A bold visual scheme – dominated by rich colors and nightclub lighting – dominates Girlhood. And that’s appropriate, for boldness defines its main character. Marieme (Karidja Touré) is a French teen struggling to juggle a variety of identities. In the apartment she shares with her family, she’s something of a surrogate mother to her two younger sisters, as their mother is often away at work and her older brother barely notices her. (When he does acknowledge her presence, it’s with a slap.) At school, she’s placed on a vocational track that feels like a sentence to a life of drudgery. And so instead she seeks escape and solace with a trio of tough, aggressive girls given to fighting and shoplifting. She seems to find a sense of direction – an angry confidence certainly emerges – even if the path seems headed for a dead end.

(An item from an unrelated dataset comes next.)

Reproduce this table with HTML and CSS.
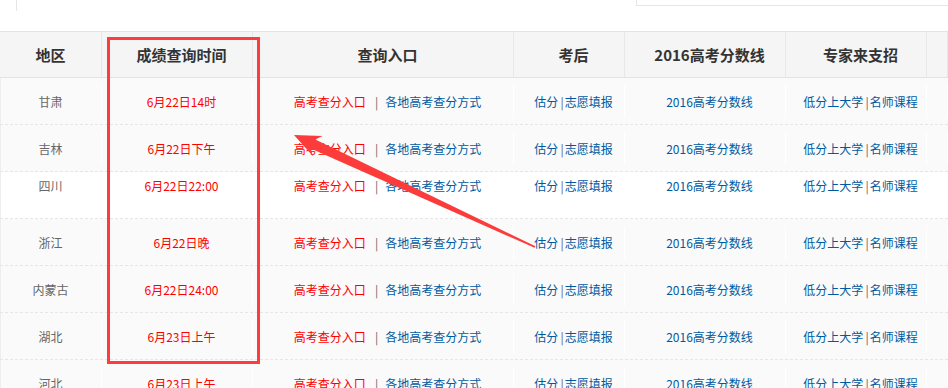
FILE: index.html
```html
<!DOCTYPE html>
<html lang="zh-CN">
<head>
<meta charset="utf-8">
<title>高考成绩查询时间</title>
<link rel="stylesheet" href="styles.css">
</head>
<body>
<div class="page">
  <div class="topbar">
    <span class="edge edge-left"></span>
    <span class="edge edge-right"></span>
  </div>

  <div class="score-table">
    <div class="row head">
      <div class="cell">地区</div>
      <div class="cell">成绩查询时间</div>
      <div class="cell">查询入口</div>
      <div class="cell">考后</div>
      <div class="cell">2016高考分数线</div>
      <div class="cell">专家来支招</div>
      <div class="cell"></div>
    </div>

    <div class="row boxed">
      <div class="cell"><div class="in area">甘肃</div></div>
      <div class="cell"><div class="in red">6月22日14时</div></div>
      <div class="cell"><div class="in"><a class="red">高考查分入口</a><span class="sep wide">|</span><a>各地高考查分方式</a></div></div>
      <div class="cell"><div class="in"><a>估分</a><span class="sep">|</span><a>志愿填报</a></div></div>
      <div class="cell"><div class="in"><a>2016高考分数线</a></div></div>
      <div class="cell"><div class="in"><a>低分上大学</a><span class="sep">|</span><a>名师课程</a></div></div>
      <div class="cell"><div class="in"></div></div>
    </div>

    <div class="row boxed">
      <div class="cell"><div class="in area">吉林</div></div>
      <div class="cell"><div class="in red">6月22日下午</div></div>
      <div class="cell"><div class="in"><a class="red">高考查分入口</a><span class="sep wide">|</span><a>各地高考查分方式</a></div></div>
      <div class="cell"><div class="in"><a>估分</a><span class="sep">|</span><a>志愿填报</a></div></div>
      <div class="cell"><div class="in"><a>2016高考分数线</a></div></div>
      <div class="cell"><div class="in"><a>低分上大学</a><span class="sep">|</span><a>名师课程</a></div></div>
      <div class="cell"><div class="in"></div></div>
    </div>

    <div class="row plain">
      <div class="cell"><div class="in area">四川</div></div>
      <div class="cell"><div class="in red">6月22日22:00</div></div>
      <div class="cell"><div class="in"><a class="red">高考查分入口</a><span class="sep wide">|</span><a>各地高考查分方式</a></div></div>
      <div class="cell"><div class="in"><a>估分</a><span class="sep">|</span><a>志愿填报</a></div></div>
      <div class="cell"><div class="in"><a>2016高考分数线</a></div></div>
      <div class="cell"><div class="in"><a>低分上大学</a><span class="sep">|</span><a>名师课程</a></div></div>
      <div class="cell"><div class="in"></div></div>
    </div>

    <div class="row boxed">
      <div class="cell"><div class="in area">浙江</div></div>
      <div class="cell"><div class="in red">6月22日晚</div></div>
      <div class="cell"><div class="in"><a class="red">高考查分入口</a><span class="sep wide">|</span><a>各地高考查分方式</a></div></div>
      <div class="cell"><div class="in"><a>估分</a><span class="sep">|</span><a>志愿填报</a></div></div>
      <div class="cell"><div class="in"><a>2016高考分数线</a></div></div>
      <div class="cell"><div class="in"><a>低分上大学</a><span class="sep">|</span><a>名师课程</a></div></div>
      <div class="cell"><div class="in"></div></div>
    </div>

    <div class="row boxed">
      <div class="cell"><div class="in area">内蒙古</div></div>
      <div class="cell"><div class="in red">6月22日24:00</div></div>
      <div class="cell"><div class="in"><a class="red">高考查分入口</a><span class="sep wide">|</span><a>各地高考查分方式</a></div></div>
      <div class="cell"><div class="in"><a>估分</a><span class="sep">|</span><a>志愿填报</a></div></div>
      <div class="cell"><div class="in"><a>2016高考分数线</a></div></div>
      <div class="cell"><div class="in"><a>低分上大学</a><span class="sep">|</span><a>名师课程</a></div></div>
      <div class="cell"><div class="in"></div></div>
    </div>

    <div class="row boxed">
      <div class="cell"><div class="in area">湖北</div></div>
      <div class="cell"><div class="in red">6月23日上午</div></div>
      <div class="cell"><div class="in"><a class="red">高考查分入口</a><span class="sep wide">|</span><a>各地高考查分方式</a></div></div>
      <div class="cell"><div class="in"><a>估分</a><span class="sep">|</span><a>志愿填报</a></div></div>
      <div class="cell"><div class="in"><a>2016高考分数线</a></div></div>
      <div class="cell"><div class="in"><a>低分上大学</a><span class="sep">|</span><a>名师课程</a></div></div>
      <div class="cell"><div class="in"></div></div>
    </div>

    <div class="row boxed">
      <div class="cell"><div class="in area">河北</div></div>
      <div class="cell"><div class="in red">6月23日上午</div></div>
      <div class="cell"><div class="in"><a class="red">高考查分入口</a><span class="sep wide">|</span><a>各地高考查分方式</a></div></div>
      <div class="cell"><div class="in"><a>估分</a><span class="sep">|</span><a>志愿填报</a></div></div>
      <div class="cell"><div class="in"><a>2016高考分数线</a></div></div>
      <div class="cell"><div class="in"><a>低分上大学</a><span class="sep">|</span><a>名师课程</a></div></div>
      <div class="cell"><div class="in"></div></div>
    </div>
  </div>

  <!-- annotation: frame around the time column and a pointer arrow -->
  <div class="highlight"></div>
  <svg class="arrow" width="948" height="388" viewBox="0 0 948 388" aria-hidden="true">
    <polygon points="294,135 322.5,136 315.3,139.4 535.4,246.2 534.6,247.8 310.8,148.5 313,156.2"/>
  </svg>
</div>
</body>
</html>
```

FILE: styles.css
```css
html, body {
  margin: 0;
  padding: 0;
  overflow: hidden;
  background: #fff;
}

.page {
  position: relative;
  width: 948px;
  height: 388px;
  overflow: hidden;
  font-family: "Noto Sans CJK SC", "Liberation Sans", sans-serif;
  font-size: 12px;
  line-height: 14px;
}

/* bottom edges of the search boxes above the table */
.topbar {
  height: 31px;
  display: flex;
  justify-content: space-between;
  align-items: flex-start;
  padding-left: 16px;
}

.edge-left {
  width: 0;
  height: 11px;
  border-left: 1px solid #e6e6e6;
}

.edge-right {
  width: 311px;
  height: 5px;
  border-left: 1px solid #e6e6e6;
  border-bottom: 1px solid #e6e6e6;
}

/* table */
.score-table {
  width: 948px;
}

.row {
  display: grid;
  grid-template-columns: 102px 151px 261px 111px 161px 141px 1fr;
  box-sizing: border-box;
}

.head {
  height: 47px;
  background: #f5f5f5;
  border-top: 1px solid #e3e3e3;
  border-bottom: 1px solid #e3e3e3;
}

.head .cell {
  display: flex;
  align-items: center;
  justify-content: center;
  border-right: 1px solid #e8e8e8;
  font-size: 15px;
  font-weight: bold;
  color: #333;
}

.head .cell + .cell {
  padding-left: 9px;
}

.row.boxed,
.row.plain {
  height: 47px;
  border-bottom: 1px dashed #e6e6e6;
}

.row.boxed {
  background: #fafafa;
}

.row.plain {
  background: #fff;
}

.boxed .cell {
  padding: 7px 0 6px;
}

.plain .cell {
  padding-top: 7px;
}

.boxed .cell:first-child,
.plain .cell:first-child {
  box-shadow: inset 1px 0 0 #eee;
}

.in {
  height: 100%;
  box-sizing: border-box;
  display: flex;
  align-items: center;
  justify-content: center;
  border-right: 1px solid #fff;
  white-space: nowrap;
}

.plain .in {
  align-items: flex-start;
  height: auto;
}

.cell + .cell .in {
  padding-left: 9px;
}

.area {
  color: #666;
}

a {
  color: #005aa0;
  text-decoration: none;
}

.red,
a.red {
  color: #f00;
}

.sep {
  color: #666;
  margin: 0 1px 0 2px;
}

.sep.wide {
  margin: 0 7px 0 9px;
}

/* annotation overlay */
.highlight {
  position: absolute;
  left: 107px;
  top: 37px;
  width: 153px;
  height: 327px;
  box-sizing: border-box;
  border: 3px solid #fd3d3d;
}

.arrow {
  position: absolute;
  left: 0;
  top: 0;
}

.arrow polygon {
  fill: #fc3b3b;
}
```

I wish Touré and writer-director Céline Sciamma had been able to evoke Marieme’s inner life with a bit more precision. We’re almost always on the outside of her implacable exterior, which makes her transition from caring sister to violent thug, while believable, feel abrupt. That said, the movie manages a couple of wonderful moments in which the carefree nature of childhood is held in bittersweet tension with the yearning to be an adult. When Marieme and her friends rent a classy hotel room for a party, I love how they don the cocktail dresses they’ve stolen but never leave the room. Dancing and singing to Rihanna’s “Diamonds,” bathed in the deep blue glow of Sciamma’s camera, they desperately want to be grown-ups, but are still essentially playing dress-up.
The third act of Girlhood is a bit labored, as plot machinations try to turn up the suspense, but I love the final shot. At first the camera appears to have left Marieme behind, but then she unexpectedly re-enters the frame. There’s a certain hopefulness there that struck me as just right; no matter what the circumstance, this isn’t a girl – no, a young woman – who should be counted out.